Quality of life after the completion of treatment
At the end of primary breast cancer treatment, whether this is at the conclusion of six weeks of radiation therapy or after 4–6 months of adjuvant chemotherapy, most women experience a mixture of elation, fear, and uncertainty.48 Although they have mastered the many aspects of their treatment regimen, they have little preparation and information to guide them in their recovery from treatment. The post-treatment transitional period is a time of considerable psychosocial distress.

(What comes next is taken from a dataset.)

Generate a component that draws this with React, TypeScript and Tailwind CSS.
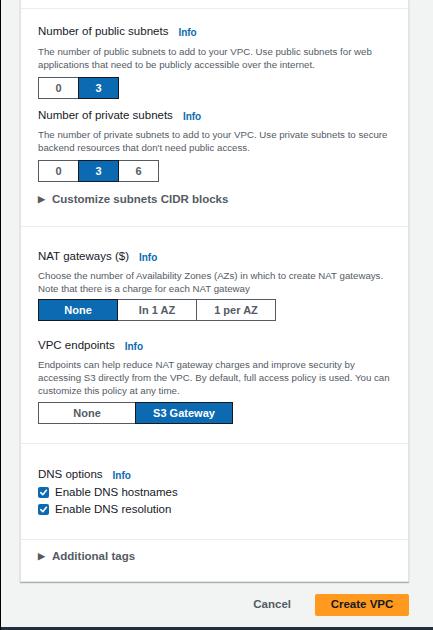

The paradoxical increase in anxiety has been observed at the end of both radiation and systemic chemotherapy.49 Nevertheless, many women find positive meaning and describe posttraumatic growth from the cancer experience.25 Nevertheless, fear of recurrence is frequently a dominant emotion that is difficult to control, especially before or during follow-up visits.
There has been growing interest in the late effects of breast cancer treatment and the quality of life of long-term survivors beyond the acute phase of treatment. Several published studies have compared breast cancer survivors to healthy, age-matched populations of women and have found few differences in their long-term physical or emotional well being.50,51 A recent study of long-term adjustment of women 20 years after treatment in a large multicenter clinical trial found cancer worries to be negligible; however, 18% of women had posttraumatic stress symptoms, and many reported lymphedema (27%) and numbness (20%) as persistent problems.52 There is some evidence that women who receive adjuvant therapy may have more physical disruption than those who receive no further therapy, and that women who receive chemotherapy may have more sexual dysfunction, and possibly more cognitive dysfunction, than survivors who did not receive similar therapy.53–57 With the growing number of breast cancer survivors, as well as increased research funding targeting this population, new evidence will emerge regarding these cognitive and psychosocial concerns.58
The need for psychosocial intervention amongst cancer patients cannot be understated. The goals of planning a psychosocial intervention in the Greek breast cancer context would be to support the patients' ability to cope with the stress of treatment, helping them to tolerate short-term loss for long-term gain, and to assist in symptom management.59–61 However, owing to increased patient burden, in-depth psychological intervention to each patient may not be feasible, and some sort of mechanism to cater for to psychosocial problems needs to be identified. Recognizing the subset of women at risk is one such way forward, followed by targeted intervention, such as patient education and counselling.